Accounting for research and development costs will generally be expensed in the income statement unless there is alternative future use or if the company was hired to perform the research.

If there is an alternative future use, or the company was hired to perform the research, then those costs can be capitalized onto the balance sheet as a non-current asset and amortized over its useful life on a straight-line basis.

The whole point of capitalizing research and development costs is to match the expense incurred with the time period that the benefit is being enjoyed by the company. When we capitalize an expense, it removes the full burden of the expense from a particular period, and spreads the impact over the useful life. Universal CPA Review covers this in much more detail, but below is a high-level overview of the relevant concepts that you can expect to see on the CPA Exam.

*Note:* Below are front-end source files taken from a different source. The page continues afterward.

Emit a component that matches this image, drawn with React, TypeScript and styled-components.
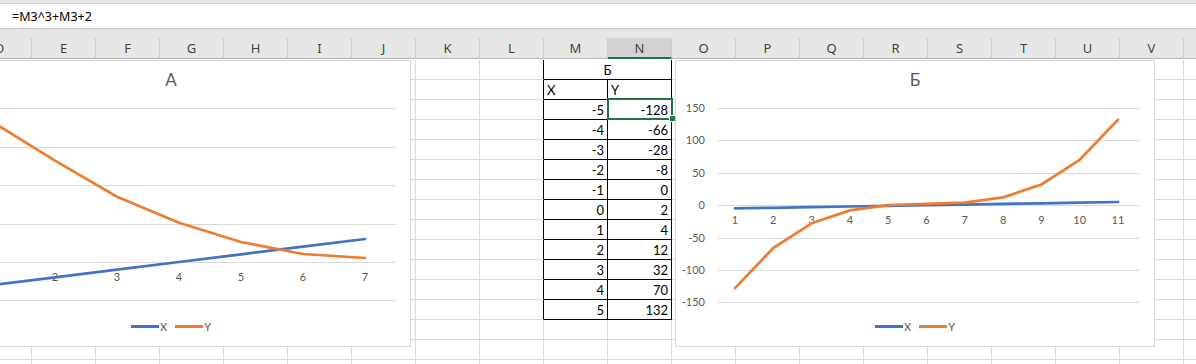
import React from "react";
import styled, { createGlobalStyle } from "styled-components";

const GlobalStyle = createGlobalStyle`
  html, body { margin: 0; padding: 0; background: #ffffff; overflow: hidden; }
  #root { width: 1196px; height: 364px; overflow: hidden; }
`;

const BLUE = "#4472c4";
const ORANGE = "#ed7d31";
const GREEN = "#217346";

const COLS = ["D", "E", "F", "G", "H", "I", "J", "K", "L", "M", "N", "O", "P", "Q", "R", "S", "T", "U", "V", "W"];
const ROW_COUNT = 16;
const SELECTED_COL = "N";

const Window = styled.div`
  width: 1196px;
  height: 364px;
  display: flex;
  flex-direction: column;
  background: #e6e6e6;
  overflow: hidden;
  font-family: "Noto Sans", "Liberation Sans", sans-serif;
`;

const FormulaBar = styled.div`
  box-sizing: border-box;
  margin-top: 3px;
  height: 26px;
  background: #ffffff;
  border-top: 1px solid #d4d4d4;
  border-bottom: 1px solid #c6c6c6;
  display: flex;
  align-items: center;
  padding-left: 12px;
  font-size: 12.5px;
  color: #000;
`;

const HeaderRow = styled.div`
  margin-top: 9px;
  display: flex;
  margin-left: -32px;
`;

const HeaderCell = styled.div<{ $selected?: boolean }>`
  box-sizing: border-box;
  flex: 0 0 64px;
  height: 21px;
  display: flex;
  align-items: center;
  justify-content: center;
  font-size: 13px;
  color: #444444;
  background: ${(p) => (p.$selected ? "#d2d2d2" : "#e6e6e6")};
  border-right: 1px solid #cdcdcd;
  border-bottom: ${(p) => (p.$selected ? `2px solid ${GREEN}` : "1px solid #b9b9b9")};
  padding-top: ${(p) => (p.$selected ? "1px" : "0")};
`;

const GridArea = styled.div`
  position: relative;
  flex: 1;
  background: #ffffff;
  padding-top: 1px;
  overflow: hidden;
`;

const Grid = styled.div`
  display: grid;
  grid-template-columns: repeat(${COLS.length}, 64px);
  grid-auto-rows: 20px;
  margin-left: -32px;
`;

const Cell = styled.div<{
  $align?: "left" | "right" | "center";
  $darkRight?: boolean;
  $darkBottom?: boolean;
  $span?: number;
  $selected?: boolean;
}>`
  box-sizing: border-box;
  position: relative;
  grid-column: span ${(p) => p.$span ?? 1};
  display: flex;
  align-items: flex-end;
  justify-content: ${(p) => (p.$align === "right" ? "flex-end" : p.$align === "center" ? "center" : "flex-start")};
  padding: 0 3px 1px 3px;
  font-family: Lato, "Liberation Sans", sans-serif;
  font-size: 13px;
  line-height: 16px;
  color: #000;
  border-right: 1px solid ${(p) => (p.$darkRight ? "#000" : "#dadada")};
  border-bottom: 1px solid ${(p) => (p.$darkBottom ? "#000" : "#dadada")};

  ${(p) =>
    p.$selected &&
    `
    &::after {
      content: "";
      position: absolute;
      left: -1px;
      top: -2px;
      right: -2px;
      bottom: -1px;
      border: 2px solid ${GREEN};
      z-index: 2;
      pointer-events: none;
    }
    &::before {
      content: "";
      position: absolute;
      box-sizing: border-box;
      width: 7px;
      height: 7px;
      right: -5px;
      bottom: -3px;
      background: ${GREEN};
      border: 1px solid #ffffff;
      z-index: 3;
    }
  `}
`;

/* ---------- chart ---------- */

const ChartFrame = styled.div<{ $left: number }>`
  position: absolute;
  top: 1px;
  left: ${(p) => p.$left}px;
  box-sizing: border-box;
  width: 480px;
  height: 287px;
  background: #ffffff;
  border: 1px solid #d9d9d9;
  padding-top: 9px;
  display: flex;
  flex-direction: column;
  align-items: center;
  z-index: 4;
  font-family: Lato, "Liberation Sans", sans-serif;
`;

const ChartTitle = styled.div`
  height: 20px;
  line-height: 20px;
  font-size: 17px;
  color: #595959;
`;

const PlotSvg = styled.svg`
  display: block;
  flex: 0 0 auto;
`;

const Legend = styled.div`
  margin-top: 8px;
  height: 16px;
  display: flex;
  align-items: center;
  gap: 8px;
  font-size: 11px;
  color: #595959;
`;

const LegendItem = styled.div`
  display: flex;
  align-items: center;
  gap: 1px;
`;

const Swatch = styled.span<{ $color: string }>`
  display: inline-block;
  width: 28px;
  height: 3px;
  background: ${(p) => p.$color};
`;

type Series = { name: string; color: string; values: number[] };

type ChartSpec = {
  title: string;
  left: number;
  categories: string[];
  x0: number;
  step: number;
  zeroY: number;
  pxPerUnit: number;
  grid: number[];
  gridX1: number;
  gridX2: number;
  valueLabels: boolean;
  labelX: number;
  series: Series[];
};

const PLOT_W = 478;
const PLOT_H = 220;

function Chart({ spec }: { spec: ChartSpec }) {
  const xOf = (i: number) => spec.x0 + spec.step * i;
  const yOf = (v: number) => spec.zeroY - v * spec.pxPerUnit;
  return (
    <ChartFrame $left={spec.left}>
      <ChartTitle>{spec.title}</ChartTitle>
      <PlotSvg width={PLOT_W} height={PLOT_H} viewBox={`0 0 ${PLOT_W} ${PLOT_H}`}>
        {spec.grid.map((g) => (
          <line
            key={`g${g}`}
            x1={spec.gridX1}
            x2={spec.gridX2}
            y1={Math.round(yOf(g)) + 0.5}
            y2={Math.round(yOf(g)) + 0.5}
            stroke="#d9d9d9"
            strokeWidth={1}
          />
        ))}
        {spec.valueLabels &&
          spec.grid.map((g) => (
            <text
              key={`v${g}`}
              x={spec.labelX}
              y={yOf(g) + 4}
              textAnchor="end"
              fontSize={11}
              fill="#595959"
              fontFamily="Lato, 'Liberation Sans', sans-serif"
            >
              {g}
            </text>
          ))}
        {spec.categories.map((c, i) => (
          <text
            key={`c${c}`}
            x={xOf(i)}
            y={spec.zeroY + 19}
            textAnchor="middle"
            fontSize={11}
            fill="#595959"
            fontFamily="Lato, 'Liberation Sans', sans-serif"
          >
            {c}
          </text>
        ))}
        {spec.series.map((s) => (
          <polyline
            key={s.name}
            points={s.values.map((v, i) => `${xOf(i).toFixed(1)},${yOf(v).toFixed(1)}`).join(" ")}
            fill="none"
            stroke={s.color}
            strokeWidth={2.75}
            strokeLinecap="round"
            strokeLinejoin="round"
          />
        ))}
      </PlotSvg>
      <Legend>
        {spec.series.map((s) => (
          <LegendItem key={s.name}>
            <Swatch $color={s.color} />
            <span>{s.name}</span>
          </LegendItem>
        ))}
      </Legend>
    </ChartFrame>
  );
}

const chartA: ChartSpec = {
  title: "A",
  left: -69,
  categories: ["1", "2", "3", "4", "5", "6", "7"],
  x0: 61,
  step: 62,
  zeroY: 172,
  pxPerUnit: 7.68,
  grid: [20, 15, 10, 5, 0, -5],
  gridX1: 30,
  gridX2: 464,
  valueLabels: false,
  labelX: 24,
  series: [
    { name: "X", color: BLUE, values: [-3, -2, -1, 0, 1, 2, 3] },
    { name: "Y", color: ORANGE, values: [18.2, 13.2, 8.5, 5.1, 2.6, 1.04, 0.52] },
  ],
};

const xs = [-5, -4, -3, -2, -1, 0, 1, 2, 3, 4, 5];
const ys = xs.map((x) => x * x * x + x + 2);

const chartB: ChartSpec = {
  title: "Б",
  left: 675,
  categories: xs.map((_, i) => String(i + 1)),
  x0: 59,
  step: 38.3,
  zeroY: 115.2,
  pxPerUnit: 0.648,
  grid: [150, 100, 50, 0, -50, -100, -150],
  gridX1: 41,
  gridX2: 464,
  valueLabels: true,
  labelX: 29,
  series: [
    { name: "X", color: BLUE, values: xs },
    { name: "Y", color: ORANGE, values: ys },
  ],
};

/* ---------- sheet cells ---------- */

const TABLE_LEFT = COLS.indexOf("M");
const TABLE_RIGHT = COLS.indexOf("N");
const TABLE_ROWS = 13;

function cellContent(row: number, col: string): { text: string; align: "left" | "right" | "center" } | null {
  if (row === 2 && col === "M") return { text: "X", align: "left" };
  if (row === 2 && col === "N") return { text: "Y", align: "left" };
  if (row >= 3 && row <= 13) {
    const i = row - 3;
    if (col === "M") return { text: String(xs[i]), align: "right" };
    if (col === "N") return { text: String(ys[i]), align: "right" };
  }
  return null;
}

function SheetCells() {
  const cells: React.ReactNode[] = [];
  for (let r = 1; r <= ROW_COUNT; r++) {
    for (let c = 0; c < COLS.length; c++) {
      const col = COLS[c];
      const inTableRow = r <= TABLE_ROWS;
      if (r === 1 && col === "M") {
        cells.push(
          <Cell key={`${r}-${col}`} $span={2} $align="center" $darkRight $darkBottom>
            Б
          </Cell>
        );
        c++;
        continue;
      }
      const inTable = inTableRow && c >= TABLE_LEFT && c <= TABLE_RIGHT;
      const darkRight = inTableRow && c >= TABLE_LEFT - 1 && c <= TABLE_RIGHT;
      const content = cellContent(r, col);
      cells.push(
        <Cell
          key={`${r}-${col}`}
          $align={content?.align}
          $darkRight={darkRight}
          $darkBottom={inTable}
          $selected={r === 3 && col === "N"}
        >
          {content?.text}
        </Cell>
      );
    }
  }
  return <Grid>{cells}</Grid>;
}

export default function App() {
  return (
    <>
      <GlobalStyle />
      <Window>
        <FormulaBar>=M3^3+M3+2</FormulaBar>
        <HeaderRow>
          {COLS.map((c) => (
            <HeaderCell key={c} $selected={c === SELECTED_COL}>
              {c}
            </HeaderCell>
          ))}
        </HeaderRow>
        <GridArea>
          <SheetCells />
          <Chart spec={chartA} />
          <Chart spec={chartB} />
        </GridArea>
      </Window>
    </>
  );
}
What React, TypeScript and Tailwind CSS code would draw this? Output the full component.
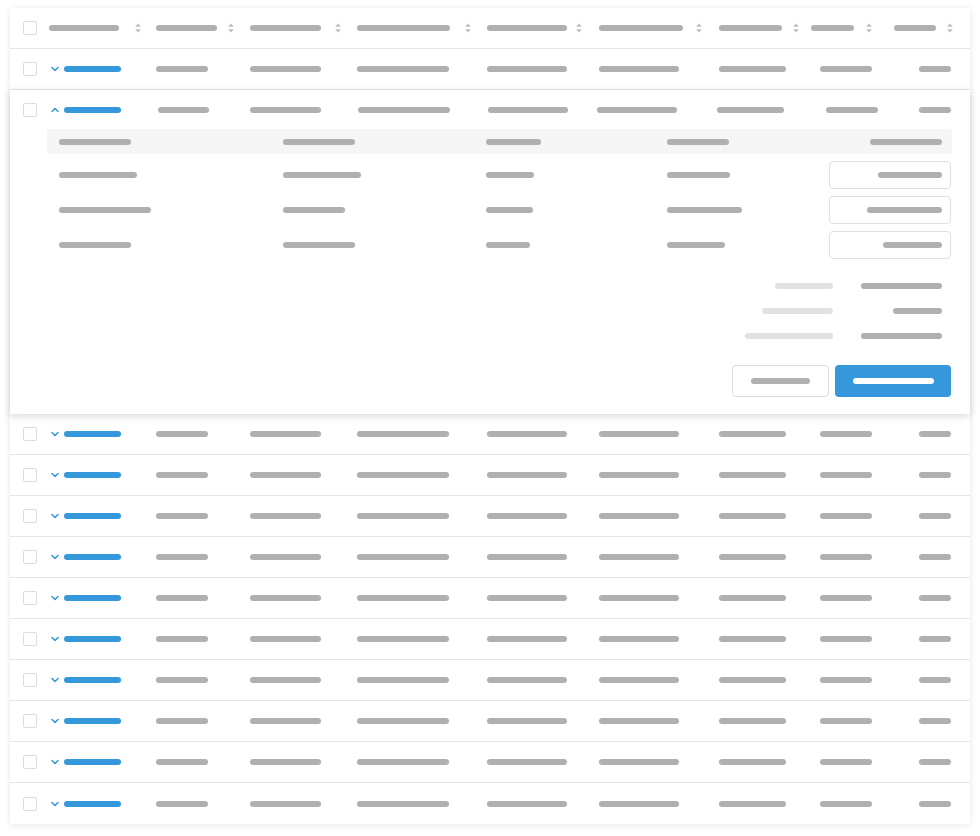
import React from 'react';

// Placeholder bar
const Bar: React.FC<{ w: string; tone?: 'dark' | 'light' | 'blue' | 'white'; className?: string }> = ({
  w,
  tone = 'dark',
  className = '',
}) => {
  const color =
    tone === 'blue'
      ? 'bg-[#3498db]'
      : tone === 'light'
      ? 'bg-[#e2e2e2]'
      : tone === 'white'
      ? 'bg-white'
      : 'bg-[#b0b0b0]';
  return <span className={`block h-[6px] shrink-0 rounded-full ${color} ${w} ${className}`} />;
};

const Checkbox: React.FC = () => (
  <span className="block h-[14px] w-[14px] rounded-[2px] border border-[#dcdcdc] bg-white" />
);

const SortIcon: React.FC<{ className?: string }> = ({ className = '' }) => (
  <svg width="6" height="10" viewBox="0 0 6 10" className={`shrink-0 ${className}`}>
    <path d="M3 0.5 L5.8 3.8 H0.2 Z" fill="#bdbdbd" />
    <path d="M3 9.5 L5.8 6.2 H0.2 Z" fill="#bdbdbd" />
  </svg>
);

const Chevron: React.FC<{ up?: boolean }> = ({ up }) => (
  <svg width="8" height="6" viewBox="0 0 8 6" className="ml-[2px] shrink-0">
    <path
      d={up ? 'M1 4.5 L4 1.5 L7 4.5' : 'M1 1.5 L4 4.5 L7 1.5'}
      fill="none"
      stroke="#3498db"
      strokeWidth="1.5"
      strokeLinecap="round"
      strokeLinejoin="round"
    />
  </svg>
);

const gridCols = 'grid grid-cols-[39px_107px_94px_107px_130px_112px_120px_92px_83px_1fr]';

// Header columns: bar width + gap to the sort arrows
const headerCols = [
  { w: 'w-[70px]', gap: 'ml-[16px]' },
  { w: 'w-[61px]', gap: 'ml-[11px]' },
  { w: 'w-[71px]', gap: 'ml-[14px]' },
  { w: 'w-[93px]', gap: 'ml-[15px]' },
  { w: 'w-[80px]', gap: 'ml-[9px]' },
  { w: 'w-[84px]', gap: 'ml-[13px]' },
  { w: 'w-[63px]', gap: 'ml-[11px]' },
  { w: 'w-[43px]', gap: 'ml-[12px]' },
  { w: 'w-[42px]', gap: 'ml-[11px]' },
];

// Body cells for columns 2..8 (column 9 is right aligned)
const rowCells = [
  { w: 'w-[52px]', ml: '' },
  { w: 'w-[71px]', ml: '' },
  { w: 'w-[92px]', ml: '' },
  { w: 'w-[80px]', ml: '' },
  { w: 'w-[80px]', ml: '' },
  { w: 'w-[67px]', ml: '' },
  { w: 'w-[52px]', ml: 'ml-[9px]' },
];

const expandedCells = [
  { w: 'w-[51px]', ml: 'ml-[2px]' },
  { w: 'w-[71px]', ml: '' },
  { w: 'w-[92px]', ml: 'ml-[1px]' },
  { w: 'w-[80px]', ml: 'ml-[1px]' },
  { w: 'w-[80px]', ml: '-ml-[2px]' },
  { w: 'w-[67px]', ml: '-ml-[2px]' },
  { w: 'w-[52px]', ml: 'ml-[15px]' },
];

const RowContent: React.FC<{ cells: { w: string; ml: string }[]; up?: boolean }> = ({ cells, up }) => (
  <>
    <div className="flex items-center pl-[13px]">
      <Checkbox />
    </div>
    <div className="flex items-center">
      <Chevron up={up} />
      <Bar w="w-[57px]" tone="blue" className="ml-[5px]" />
    </div>
    {cells.map((c, i) => (
      <div key={i} className="flex items-center">
        <Bar w={c.w} className={c.ml} />
      </div>
    ))}
    <div className="flex items-center justify-end pr-[19px]">
      <Bar w="w-[32px]" />
    </div>
  </>
);

// Sub table inside the expanded row
const subHeader = ['w-[72px]', 'w-[72px]', 'w-[55px]', 'w-[62px]'];
const subRows = [
  { cols: ['w-[78px]', 'w-[78px]', 'w-[48px]', 'w-[63px]'], input: 'w-[64px]' },
  { cols: ['w-[92px]', 'w-[62px]', 'w-[47px]', 'w-[75px]'], input: 'w-[75px]' },
  { cols: ['w-[72px]', 'w-[72px]', 'w-[44px]', 'w-[58px]'], input: 'w-[59px]' },
];
const subGrid = 'grid grid-cols-[236px_203px_181px_162px_1fr]';

const totals = [
  { label: 'w-[58px]', value: 'w-[81px]' },
  { label: 'w-[71px]', value: 'w-[49px]' },
  { label: 'w-[88px]', value: 'w-[81px]' },
];

const ExpandedPanel: React.FC = () => (
  <div className="relative z-10 bg-white shadow-[0_2px_8px_rgba(0,0,0,0.16)]">
    <div className={`${gridCols} h-[39px]`}>
      <RowContent cells={expandedCells} up />
    </div>

    <div className="ml-[37px] mr-[18px] pb-[17px]">
      {/* sub table header */}
      <div className={`${subGrid} h-[25px] rounded-[3px] bg-[#f5f5f5]`}>
        {subHeader.map((w, i) => (
          <div key={i} className={`flex items-center ${i === 0 ? 'pl-[12px]' : ''}`}>
            <Bar w={w} />
          </div>
        ))}
        <div className="flex items-center justify-end pr-[10px]">
          <Bar w="w-[72px]" />
        </div>
      </div>

      {/* sub table rows */}
      <div className="mt-[7px] flex flex-col gap-[7px]">
        {subRows.map((r, ri) => (
          <div key={ri} className={`${subGrid} h-[28px]`}>
            {r.cols.map((w, i) => (
              <div key={i} className={`flex items-center ${i === 0 ? 'pl-[12px]' : ''}`}>
                <Bar w={w} />
              </div>
            ))}
            <div className="mr-[1px] flex items-center justify-end rounded-[4px] border border-[#e0e0e0] pr-[8px]">
              <Bar w={r.input} />
            </div>
          </div>
        ))}
      </div>

      {/* totals */}
      <div className="mt-[14px] flex flex-col">
        {totals.map((t, i) => (
          <div key={i} className="flex h-[25px] items-center justify-end pr-[10px]">
            <Bar w={t.label} tone="light" />
            <div className="flex w-[109px] justify-end">
              <Bar w={t.value} />
            </div>
          </div>
        ))}
      </div>

      {/* actions */}
      <div className="mt-[17px] flex justify-end gap-[6px] pr-[1px]">
        <button className="flex h-[32px] w-[97px] items-center justify-center rounded-[4px] border border-[#dcdcdc] bg-white">
          <Bar w="w-[59px]" />
        </button>
        <button className="flex h-[32px] w-[116px] items-center justify-center rounded-[4px] bg-[#3498db]">
          <Bar w="w-[81px]" tone="white" />
        </button>
      </div>
    </div>
  </div>
);

const App: React.FC = () => {
  const collapsedAfter = Array.from({ length: 10 });

  return (
    <div className="min-h-screen bg-white pt-[8px] font-['Liberation_Sans',sans-serif]">
      <div className="ml-[10px] w-[960px] bg-white shadow-[0_1px_7px_rgba(0,0,0,0.1)]">
        {/* Header */}
        <div className={`${gridCols} h-[41px] border-b border-[#e6e6e6]`}>
          <div className="flex items-center pl-[13px]">
            <Checkbox />
          </div>
          {headerCols.map((c, i) => (
            <div key={i} className="flex items-center">
              <Bar w={c.w} />
              <SortIcon className={c.gap} />
            </div>
          ))}
        </div>

        {/* First collapsed row */}
        <div className={`${gridCols} h-[41px] border-b border-[#e6e6e6]`}>
          <RowContent cells={rowCells} />
        </div>

        {/* Expanded row */}
        <ExpandedPanel />

        {/* Remaining rows */}
        {collapsedAfter.map((_, i) => (
          <div
            key={i}
            className={`${gridCols} h-[41px] ${i < collapsedAfter.length - 1 ? 'border-b border-[#e6e6e6]' : ''}`}
          >
            <RowContent cells={rowCells} />
          </div>
        ))}
      </div>
    </div>
  );
};

export default App;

Expensing Research and Development Costs

R&D costs should be expensed if there not future benefit. Even if there is a future benefit, R&D costs should be expensed if they are incurred prior to the application development stage is achieved.

Capitalizing Research and Development Costs

1) Alternative Future Use: Basically, this is just saying that a company would only incur research and development costs if they plan to create a product or service that will be able to generate value in the future. The product could be developed for internal use or it could be developed to sell to customers.

Assuming that there is alternative future use, not 100% of research and development costs can be capitalized. The rules vary depending on what stage the project is in.

2) Contractual agreement: If the company is engaged by a 3rd party to perform research and development (e.g. pharmaceutical company), then the costs to be perform that work can be capitalized.